Impending change doesn’t stop mission for Fairview church
FAIRVIEW — Despite entering a period of transition, a Fairview church still fulfilled its latest mission goal of donating new clothing, hats and blankets to the Kid’s Closet charity.
Fairview Evangelical Presbyterian Church, 109 Petrolia St., is parting ways with the national church in February, according to longtime member Glenda Miller of Chicora.
“The national church told us we weren’t viable as a church because we didn’t have the congregation,” said Miller, adding that although attendance had slipped to 7 in 2020 due to the coronavirus pandemic, there were 33 congregants in attendance on a recent Sunday.
Miller said it was more a case of the Fairview church not being able to afford administrative fees that pay for the minister’s salary and health insurance for him and his wife.
So, the church parted ways amicably with its former minister, the Rev. David Perry, in the fall of 2021 and will be released from the Evangelical Presbyterian Church with no financial penalties in February 2023.
A minister, the Rev. Cecil Toy, a chaplain at the Sugar Creek Rest senior home, 120 Lakeside Drive, Worthington, and full-time state Department of Transportation employee, has been hired to preside over the church’s 11 a.m. Sunday worship service on a week-to-week basis.
The church members are also weighing changing the church’s name when the split becomes official next year.
But despite the impending changes, the church still fulfilled the holiday mission it set for itself.
“Every year at Christmas, we have chosen a mission to support, ” said Miller. “In the past, it’s been the Mars Youth Home or the Mechling-Shakley Veterans Center or the Salvation Army.”
This year, the congregation chose to collect clothing and other items for Kid’s Closet in the Petroleum Valley Food Cupboard, 106 Chestnut St., Fairview.
Amber Double, the head of Kid’s Closet, said the church donated five large boxes of clothes, hats, hygiene products and blankets, all brand new.
“There’s a big demand,” said Double. “We’ll get a call from Children and Youth Services. The Center for Community Resources sends people our way.”
“We give away clothes to anyone who needs them: kid, adults. We have them in every size,” she said. “The community donates everything. I have two volunteers who help.”
The Kid’s Closet is upstairs from the food bank and open from 9 a.m. to noon Tuesdays and Saturdays and from 9 a.m. to noon on the third Friday of the month, when the food bank distributes food.
Double said the food bank doesn’t charge Kid’s Closet rent, but does ask that it pay for electricity for the building.
“Electricity costs keep going up. We haven’t got much in the way of monetary donations,” said Double.
Miller said, “My daughter, Patty Miller, mentioned Kid’s Closet. I thought it would be a good thing. We put out the word through the church, and there you have it.”
In three weeks, the congregation had raised the clothes and other items turned over to the charity last week.

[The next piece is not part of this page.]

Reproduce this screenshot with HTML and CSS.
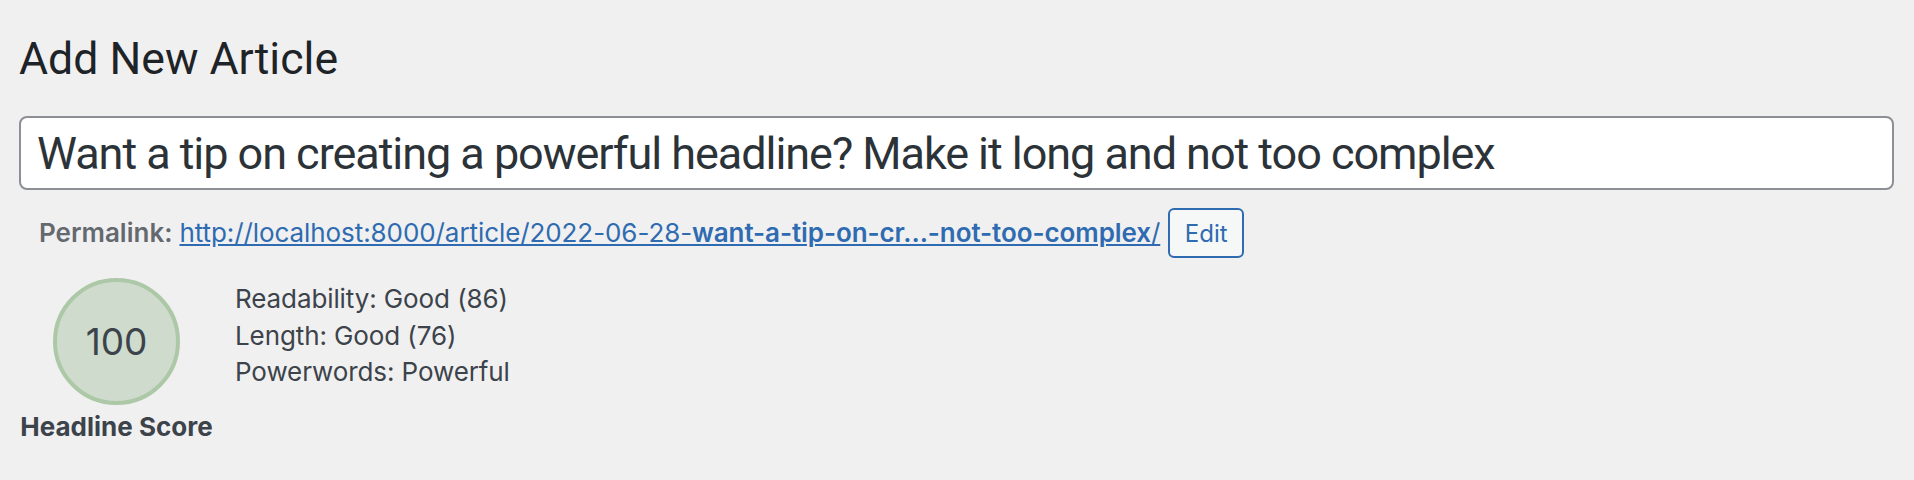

“We do missions year-round when we see a need,” said Miller. “We tell our members, ‘Keep your eyes and ears open. When you see a need, bring it to us.”
She added her church is doing more missions since the congregation decided to split from the Evangelical Presbyterian Church.
For now, the latest beneficiary of the congregation was pleased for the church’s contribution.
Valerie Hilgar, of Greece City, a volunteer at Kid’s Closet, said, “It is a privilege and a great joy to serve this ministry. Amber and Linda are hardworking and wonderful people. We are a wonderful team and work well together.”